Nonlinear evolution and saturation for heavy nuclei in DIS
E. Levin, K. Tuchin
TL;DR
The paper analyzes nonlinear small-x evolution of the dipole-nucleus scattering amplitude in DIS within the double logarithmic approximation, focusing on the saturation regime and the A-dependence of the saturation scale. The authors solve Kovchegov's nonlinear evolution equation using a semiclassical characteristics method, identifying a critical line that separates linear growth from saturation and determines the scaling behavior. They show that the initial parton density in the nucleus crucially controls whether the saturation region exhibits geometric scaling (small density) or not (large density).

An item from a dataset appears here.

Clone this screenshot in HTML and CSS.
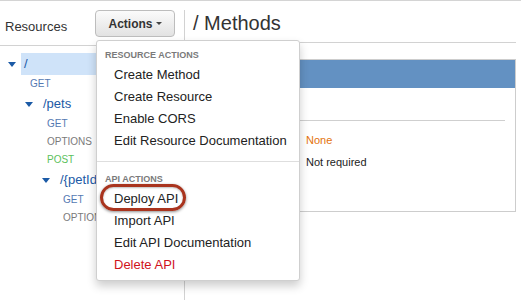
FILE: index.html
```html
<!DOCTYPE html>
<html>
<head>
<meta charset="utf-8">
<link rel="stylesheet" href="styles.css">
</head>
<body>
<div class="app">
  <aside class="sidebar">
    <div class="sidebar-head">
      <span class="res-title">Resources</span>
      <div class="actions">
        <button class="btn">Actions<span class="btn-caret"></span></button>
        <div class="menu">
          <div class="menu-header">RESOURCE ACTIONS</div>
          <div class="menu-item">Create Method</div>
          <div class="menu-item">Create Resource</div>
          <div class="menu-item">Enable CORS</div>
          <div class="menu-item">Edit Resource Documentation</div>
          <div class="menu-divider"></div>
          <div class="menu-header api">API ACTIONS</div>
          <div class="menu-item highlight">Deploy API<span class="oval"></span></div>
          <div class="menu-item">Import API</div>
          <div class="menu-item">Edit API Documentation</div>
          <div class="menu-item danger">Delete API</div>
        </div>
      </div>
    </div>
    <ul class="tree">
      <li class="res lvl0 selected"><span class="caret"></span><span class="res-label">/</span></li>
      <li class="meth lvl0 get">GET</li>
      <li class="res lvl1"><span class="caret"></span><span class="res-label">/pets</span></li>
      <li class="meth lvl1 get">GET</li>
      <li class="meth lvl1 options">OPTIONS</li>
      <li class="meth lvl1 post">POST</li>
      <li class="res lvl2"><span class="caret"></span><span class="res-label">/{petId}</span></li>
      <li class="meth lvl2 get">GET</li>
      <li class="meth lvl2 options">OPTIONS</li>
    </ul>
  </aside>
  <main class="main">
    <div class="main-head"><h1 class="page-title">/ Methods</h1></div>
    <section class="panel">
      <div class="panel-bar"></div>
      <div class="panel-body">
        <div class="panel-top"></div>
        <div class="kv">
          <span class="k"></span><span class="v none">None</span>
          <span class="k"></span><span class="v">Not required</span>
        </div>
      </div>
    </section>
  </main>
</div>
</body>
</html>
```

FILE: styles.css
```css
* { box-sizing: border-box; }
html, body { margin: 0; padding: 0; }
body {
  font-family: "Liberation Sans", Arial, Helvetica, sans-serif;
  color: #333;
  background: #fff;
  border-top: 1px solid #d4d4d4;
  width: 521px;
  height: 300px;
  overflow: hidden;
}
.app {
  display: grid;
  grid-template-columns: 185px 1fr;
  height: 299px;
}
.sidebar {
  margin-top: 9px;
  border-right: 1px solid #d2d2d2;
}
.sidebar-head {
  height: 36px;
  border-bottom: 1px solid #d2d2d2;
  display: flex;
  align-items: flex-start;
  justify-content: space-between;
  padding: 0 9px 0 5px;
}
.res-title {
  font-size: 13px;
  line-height: 16px;
  margin-top: 9px;
  color: #333;
}
.actions { position: relative; }
.btn {
  height: 27px;
  width: 80px;
  font-family: inherit;
  font-size: 12px;
  font-weight: bold;
  color: #333;
  border: 1px solid #bdbdbd;
  border-radius: 4px;
  background: linear-gradient(#fbfbfb, #e2e2e2);
  padding: 0;
  display: flex;
  align-items: center;
  justify-content: center;
  gap: 3px;
}
.btn-caret {
  width: 0; height: 0;
  border-left: 3px solid transparent;
  border-right: 3px solid transparent;
  border-top: 3px solid #444;
}
.menu {
  position: absolute;
  top: 30px;
  left: 1px;
  width: 204px;
  z-index: 10;
  background: #fff;
  border: 1px solid #cfcfcf;
  border-radius: 3px;
  box-shadow: 0 5px 10px rgba(0,0,0,0.2);
  padding: 5px 0 4px;
}
.menu-header {
  font-size: 9px;
  font-weight: bold;
  color: #7a7a7a;
  line-height: 18px;
  padding-left: 8px;
}
.menu-item {
  position: relative;
  font-size: 13px;
  line-height: 22px;
  color: #222;
  padding-left: 17px;
  white-space: nowrap;
}
.menu-item.danger { color: #d0121b; }
.menu-divider {
  height: 1px;
  background: #dedede;
  margin: 9px 0 8px;
}
.oval {
  position: absolute;
  left: 3px;
  top: -4px;
  width: 86px;
  height: 27px;
  border: 3px solid #a9341e;
  border-radius: 14px;
  box-shadow: 0 1px 3px rgba(0,0,0,0.45), inset 0 1px 2px rgba(0,0,0,0.25);
}
.tree {
  list-style: none;
  margin: 0;
  padding: 7px 0 0;
}
.tree li { white-space: nowrap; }
.res {
  display: flex;
  align-items: center;
  height: 22px;
  font-size: 13px;
  color: #1b5aa6;
}
.res.lvl0 { padding-left: 8px; }
.res.lvl1 { padding-left: 25px; }
.res.lvl2 { padding-left: 42px; }
.caret {
  width: 0; height: 0;
  border-left: 4px solid transparent;
  border-right: 4px solid transparent;
  border-top: 5px solid #1b5aa6;
  margin-right: 6px;
}
.res.lvl0 .caret { margin-right: 5px; }
.res-label {
  flex: 1;
  height: 22px;
  line-height: 22px;
  padding-left: 4px;
}
.res.lvl0 .res-label { padding-left: 3px; }
.selected .res-label { background: #cfe3f9; }
.meth {
  height: 18px;
  line-height: 18px;
  font-size: 10px;
}
.meth.lvl0 { padding-left: 30px; }
.meth.lvl1 { padding-left: 47px; }
.meth.lvl2 { padding-left: 63px; }
.get { color: #5479b2; }
.options { color: #7a7a7a; }
.post { color: #5cc15c; }
.main {
  padding-right: 5px;
}
.main-head {
  height: 42px;
  border-bottom: 1px solid #d2d2d2;
  padding-left: 8px;
}
.page-title {
  margin: 0;
  font-size: 20px;
  font-weight: normal;
  line-height: 24px;
  padding-top: 10px;
  color: #333;
}
.panel {
  margin: 16px 0 0 14px;
  border: 1px solid #cdcdcd;
  height: 153px;
}
.panel-bar {
  height: 28px;
  background: #6391c2;
}
.panel-body {
  padding: 0 10px 0 10px;
}
.panel-top {
  height: 33px;
  border-bottom: 1px solid #cfcfcf;
}
.kv {
  display: grid;
  grid-template-columns: 96px 1fr;
  padding-top: 8px;
  font-size: 11px;
  line-height: 22px;
}
.v { color: #222; }
.v.none { color: #e3730c; }
```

They deduce the A-dependence of the saturation scale: for light nuclei, $Q_s^2(y,A) \sim A^{2/3}$ at all energies, while for heavy nuclei it starts as $A^{1/3}$ and asymptotically matches $A^{2/3}$, with a rough transition around $A\sim 70$. The work highlights how Glauber-Mueller initial conditions feed into nonlinear evolution and saturation onset in nuclei.
Abstract
The nonlinear evolution equation for the scattering amplitude of colour dipole off the heavy nucleus is solved in the double logarithmic approximation. It is found that if the initial parton density in a nucleus is smaller then some critical value, then the scattering amplitude is a function of one scaling variable inside the saturation region, whereas if it is greater then the critical value, then the scaling behaviour breaks down. Dependence of the saturation scale on the number of nucleons is discussed as well.